Billy Bean Like You’ve Never Seen Him

Billybeantr01_1In the issue of Blue magazine on newsstands now, you’ll find a juicy article about former pro-baseball player Billy Bean, written and photographed by the all-around talent and friend of Towleroad Lewis Payton.

You’ll notice this jock has spent a bit of time letting his hair grow out — I think it looks great.

It’s also Billy Bean’s first nude photo shoot!

There are quite a few chewable quotes in the interview on the relationships he had to hide while a pro baseball player, what made him decide to come out of the closet abruptly in 1999, and his efforts to get young gay athletes to do the same.

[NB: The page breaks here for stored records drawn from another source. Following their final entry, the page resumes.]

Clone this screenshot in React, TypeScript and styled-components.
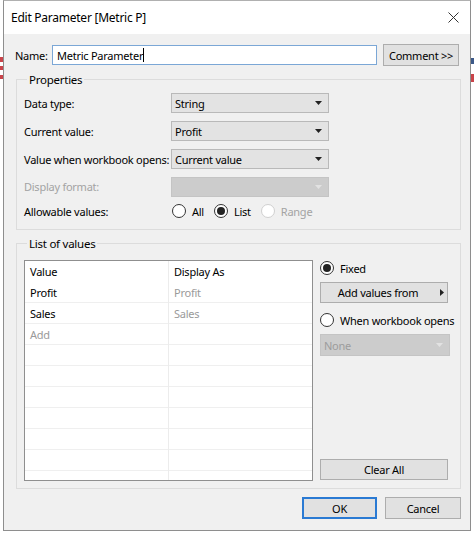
import React from "react";
import styled, { createGlobalStyle } from "styled-components";

const GlobalStyle = createGlobalStyle`
  html, body {
    margin: 0;
    padding: 0;
  }
  body {
    font-family: "Noto Sans", "Open Sans", sans-serif;
    font-size: 11px;
    letter-spacing: -0.25px;
    color: #000;
    white-space: nowrap;
    background:
      linear-gradient(#c9444a, #c9444a) 0 57px / 3px 5px no-repeat,
      linear-gradient(#c9444a, #c9444a) 0 66px / 3px 4px no-repeat,
      linear-gradient(#c9444a, #c9444a) 0 75px / 3px 4px no-repeat,
      linear-gradient(#3d5a89, #3d5a89) 470px 58px / 4px 6px no-repeat,
      linear-gradient(#c9444a, #c9444a) 470px 74px / 4px 8px no-repeat,
      #ffffff;
  }
`;

const Window = styled.div`
  box-sizing: border-box;
  width: 468px;
  height: 531px;
  margin-left: 3px;
  border: 1px solid #8e8e8e;
  border-top-color: #b0b0b0;
  background: #f0f0f0;
  display: flex;
  flex-direction: column;
`;

const TitleBar = styled.div`
  height: 33px;
  flex: none;
  background: #ffffff;
  display: flex;
  align-items: center;
  justify-content: space-between;
  padding: 0 11px 0 7px;
  font-size: 12px;
`;

const CloseIcon = () => (
  <svg width="11" height="11" viewBox="0 0 11 11">
    <path d="M0.5 0.5 L10.5 10.5 M10.5 0.5 L0.5 10.5" stroke="#333" strokeWidth="1" />
  </svg>
);

const Content = styled.div`
  flex: 1;
  display: flex;
  flex-direction: column;
  padding: 10px 9px 0 11px;
`;

const NameRow = styled.div`
  display: flex;
  align-items: center;
  height: 22px;
`;

const NameLabel = styled.span`
  width: 37px;
`;

const NameInput = styled.div`
  box-sizing: border-box;
  width: 325px;
  height: 20px;
  border: 1px solid #7ba7d6;
  background: #fff;
  display: flex;
  align-items: center;
  padding-left: 4px;
`;

const Caret = styled.span`
  display: inline-block;
  width: 1px;
  height: 14px;
  background: #000;
`;

const Button = styled.div<{ $width: number; $primary?: boolean }>`
  box-sizing: border-box;
  width: ${(p) => p.$width}px;
  height: 22px;
  border: 1px solid ${(p) => (p.$primary ? "#2a7ad3" : "#adadad")};
  box-shadow: ${(p) => (p.$primary ? "inset 0 0 0 1px #2a7ad3" : "none")};
  background: #e1e1e1;
  display: flex;
  align-items: center;
  justify-content: center;
  gap: 22px;
`;

const Group = styled.fieldset`
  margin: 0 0 0 1px;
  border: 1px solid #dcdcdc;
  padding: 6px 7px 11px 7px;
  min-width: 0;
`;

const Legend = styled.legend`
  padding: 0 2px;
  margin-left: 3px;
  font-size: 11.5px;
`;

const PropsGrid = styled.div`
  display: grid;
  grid-template-columns: 147px 158px;
  grid-template-rows: 20px 20px 20px 19px 14px;
  row-gap: 8px;
  align-items: center;
`;

const Label = styled.span<{ $disabled?: boolean }>`
  color: ${(p) => (p.$disabled ? "#a3a3a3" : "#000")};
`;

const Select = styled.div<{ $disabled?: boolean; $height?: number }>`
  box-sizing: border-box;
  height: ${(p) => p.$height ?? 20}px;
  border: 1px solid ${(p) => (p.$disabled ? "#c4c4c4" : "#b9b9b9")};
  background: ${(p) => (p.$disabled ? "#cccccc" : "#e3e3e3")};
  color: ${(p) => (p.$disabled ? "#9c9c9c" : "#000")};
  display: flex;
  align-items: center;
  justify-content: space-between;
  padding: 0 6px 0 3px;
`;

const Arrow = ({ color }: { color: string }) => (
  <svg width="7" height="4" viewBox="0 0 7 4">
    <path d="M0 0 H7 L3.5 4 Z" fill={color} />
  </svg>
);

const RadioRow = styled.div`
  display: flex;
  align-items: center;
  gap: 10px;
  margin-left: 1px;
`;

const RadioItem = styled.label<{ $disabled?: boolean }>`
  display: flex;
  align-items: center;
  gap: 6px;
  color: ${(p) => (p.$disabled ? "#a3a3a3" : "#000")};
`;

const RadioCircle = styled.span<{ $checked?: boolean; $disabled?: boolean }>`
  box-sizing: border-box;
  width: 14px;
  height: 14px;
  border-radius: 50%;
  border: 1px solid ${(p) => (p.$disabled ? "#d0d0d0" : "#333")};
  background: #fff;
  display: flex;
  align-items: center;
  justify-content: center;
  &::after {
    content: "";
    width: 8px;
    height: 8px;
    border-radius: 50%;
    background: ${(p) => (p.$checked ? "#222" : "transparent")};
  }
`;

const Radio = ({
  label,
  checked,
  disabled,
}: {
  label: string;
  checked?: boolean;
  disabled?: boolean;
}) => (
  <RadioItem $disabled={disabled}>
    <RadioCircle $checked={checked} $disabled={disabled} />
    {label}
  </RadioItem>
);

const ListGroup = styled(Group)`
  margin-top: 6px;
  padding: 9px 7px 7px 7px;
`;

const ListBody = styled.div`
  display: flex;
  gap: 7px;
`;

const Table = styled.div`
  box-sizing: border-box;
  width: 289px;
  height: 221px;
  border: 1px solid #8f8f8f;
  background: #fff;
  overflow: hidden;
  position: relative;
  display: flex;
  flex-direction: column;
`;

const Divider = styled.div`
  position: absolute;
  top: 0;
  bottom: 0;
  left: 143px;
  width: 1px;
  background: #ececec;
`;

const Row = styled.div<{ $header?: boolean }>`
  flex: none;
  height: 21px;
  box-sizing: border-box;
  display: grid;
  grid-template-columns: 143px 1fr;
  align-items: center;
  border-bottom: 1px solid ${(p) => (p.$header ? "transparent" : "#efefef")};
`;

const Cell = styled.span<{ $muted?: boolean; $first?: boolean }>`
  padding-left: ${(p) => (p.$first ? 5 : 6)}px;
  color: ${(p) => (p.$muted ? "#9a9a9a" : "#000")};
`;

const Side = styled.div`
  width: 130px;
  display: flex;
  flex-direction: column;
  padding-bottom: 1px;
`;

const SideRadio = styled.div`
  height: 16px;
  display: flex;
  align-items: center;
`;

const SideButton = styled(Button)`
  height: 21px;
`;

const Spacer = styled.div`
  flex: 1;
`;

const Footer = styled.div`
  display: flex;
  justify-content: flex-end;
  gap: 8px;
  padding: 8px 0 0 0;
`;

const tableRows: [string, string][] = [
  ["Profit", "Profit"],
  ["Sales", "Sales"],
];

export default function App() {
  return (
    <>
      <GlobalStyle />
      <Window>
        <TitleBar>
          <span>Edit Parameter [Metric P]</span>
          <CloseIcon />
        </TitleBar>
        <Content>
          <NameRow>
            <NameLabel>Name:</NameLabel>
            <NameInput>
              Metric Parameter
              <Caret />
            </NameInput>
            <Button $width={76} style={{ marginLeft: 6 }}>
              Comment &gt;&gt;
            </Button>
          </NameRow>

          <Group style={{ marginTop: 6 }}>
            <Legend>Properties</Legend>
            <PropsGrid>
              <Label>Data type:</Label>
              <Select>
                String
                <Arrow color="#222" />
              </Select>
              <Label>Current value:</Label>
              <Select>
                Profit
                <Arrow color="#222" />
              </Select>
              <Label>Value when workbook opens:</Label>
              <Select>
                Current value
                <Arrow color="#222" />
              </Select>
              <Label $disabled>Display format:</Label>
              <Select $disabled>
                <span />
                <Arrow color="#e2e2e2" />
              </Select>
              <Label>Allowable values:</Label>
              <RadioRow>
                <Radio label="All" />
                <Radio label="List" checked />
                <Radio label="Range" disabled />
              </RadioRow>
            </PropsGrid>
          </Group>

          <ListGroup>
            <Legend>List of values</Legend>
            <ListBody>
              <Table>
                <Divider />
                <Row $header>
                  <Cell $first>Value</Cell>
                  <Cell>Display As</Cell>
                </Row>
                {tableRows.map(([v, d]) => (
                  <Row key={v}>
                    <Cell $first>{v}</Cell>
                    <Cell $muted>{d}</Cell>
                  </Row>
                ))}
                <Row>
                  <Cell $first $muted>
                    Add
                  </Cell>
                  <Cell />
                </Row>
                {Array.from({ length: 7 }).map((_, i) => (
                  <Row key={i}>
                    <Cell />
                    <Cell />
                  </Row>
                ))}
              </Table>
              <Side>
                <SideRadio>
                  <Radio label="Fixed" checked />
                </SideRadio>
                <SideButton $width={128} style={{ marginTop: 6 }}>
                  <span style={{ marginLeft: 14 }}>Add values from</span>
                  <svg width="4" height="7" viewBox="0 0 4 7">
                    <path d="M0 0 L4 3.5 L0 7 Z" fill="#222" />
                  </svg>
                </SideButton>
                <SideRadio style={{ marginTop: 9 }}>
                  <Radio label="When workbook opens" />
                </SideRadio>
                <Select $disabled $height={22} style={{ marginTop: 6, width: 130 }}>
                  None
                  <Arrow color="#e2e2e2" />
                </Select>
                <Spacer />
                <SideButton $width={128}>Clear All</SideButton>
              </Side>
            </ListBody>
          </ListGroup>

          <Footer>
            <Button $width={75} $primary>
              OK
            </Button>
            <Button $width={76}>Cancel</Button>
          </Footer>
        </Content>
      </Window>
    </>
  );
}
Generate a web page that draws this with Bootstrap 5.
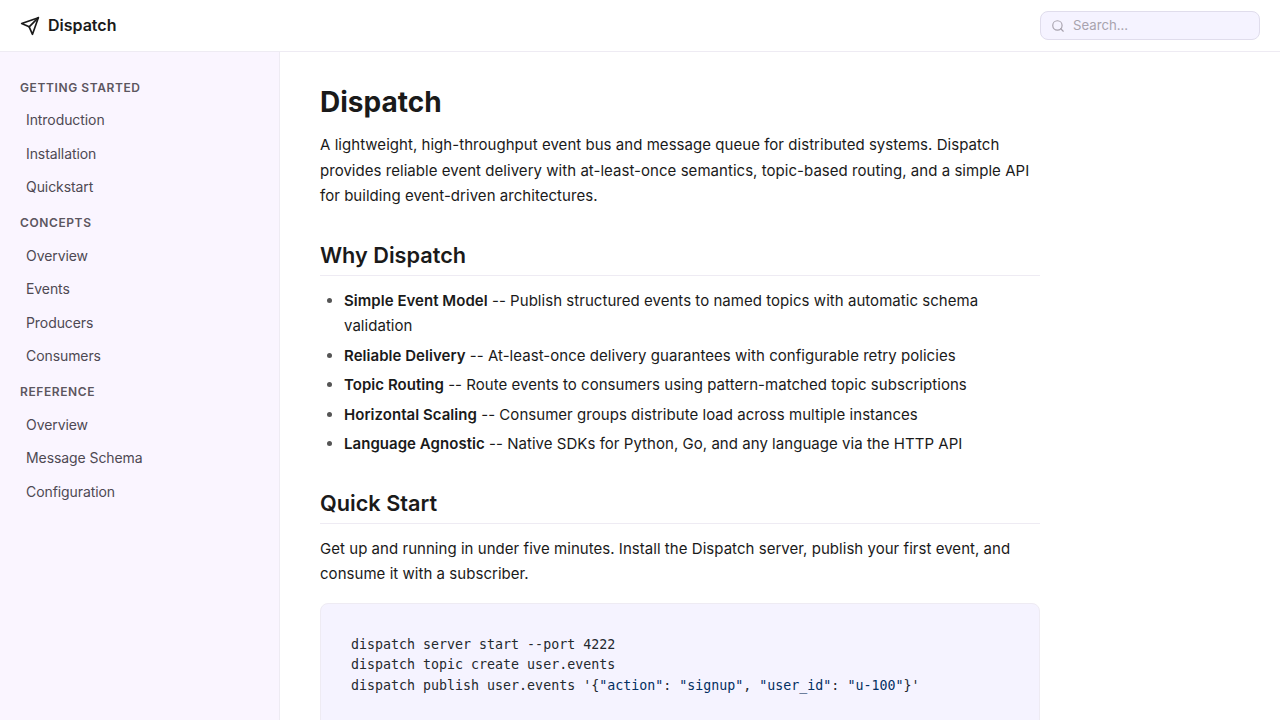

On realizing his sexuality late in life:

“I’d never had sex with a guy, so how would I know I was gay? Looking back I ask, ‘How did I not know?’ but I had led a truly sheltered life in the suburbs. I never saw a gay porno magazine, I didn’t even think such a thing existed. It sounds naïve but this was the ‘70s. There was no Internet, no Will & Grace, I didn’t have any gay relatives. My parents were very conservative, my stepfather was a cop and a Marine Corps veteran. It wasn’t like I grew up in a diverse artistic world.”

On how the closet affected his relationship with his parents:

“I squandered most of my opportunities running like a fugitive in and out of my gay shadows. I exhausted so much energy trying to be the perfect son for my parents and ultimately the only way I could do that and sustain it was to run away and lie about my real life. All along I thought I was going to disappoint them or that they would reject me and yet in the process of trying to avoid that separation, I actualized it.”

You’ll have to check out Blue for the rest of the story. The article will catch you up on this jock’s life but the real star here are the photos — relaxed and very sexy, and well, somewhat more revealing than these. Thanks, Lewis, for letting me share a few of them.

Click photos for larger versions.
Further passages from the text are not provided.